The elements of UX Design is a neat mental model to understand how all the pieces of design link together to deliver the user experience. This elements of UX design infographic from Bankai illustrates not only the elements but how it integrates with UI design.
If you’re confused between UX and UI then you’re not alone. There are loads of terms in design that have sprung up and often leave a layperson wondering what they are about.
In simple terms, UX Design refers to the term User Experience Design, whereas UI Design stands for User Interface Design.
Table of Contents
What Is UX Design?
Don Norman, a cognitive scientist and co-founder of the Nielsen Norman Group Design Consultancy, is credited with inventing the term in the late 1990’s.
“User experience encompasses all aspects of the end-user’s interaction with the company, its services, and its products.”
- User Experience Design is the process of development and improvement of quality interaction between a user and all facets of a company.
- User Experience Design is responsible for being hands-on with the process of research, testing, development, content, and prototyping to test for quality results.

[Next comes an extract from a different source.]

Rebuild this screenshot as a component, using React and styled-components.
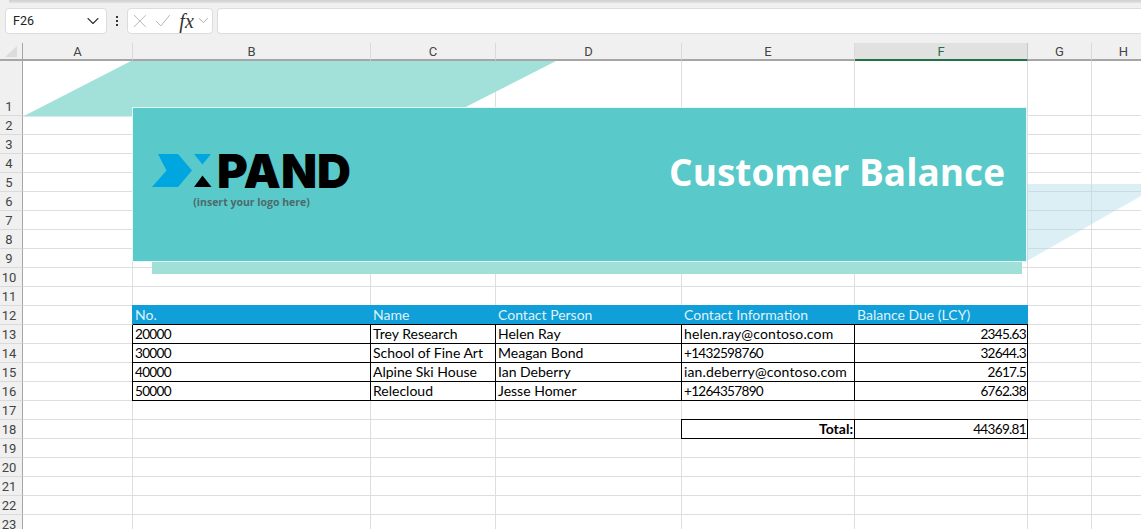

- User Experience Design is, in theory, a non-digital (cognitive science) practise, but used and defined predominantly by digital industries.
As UX design has evolved so too have the tools to help understand customers at a much deeper level. As an example, a customer journey map canvas can be used to map touchpoints and understand how customers reacted to them.
Understanding the elements of UX design involves a mix of psychology, social sciences, design and marketing.
What is UI Design?
User Interface Design is also a multi-disciplinary role.
It is responsible for the development of a product’s development, research, content and layout into an attractive, guiding and responsive experience for users.
User Interface Design is also a field that unlike UX, is mainly a digital profession, as per its dictionary definition.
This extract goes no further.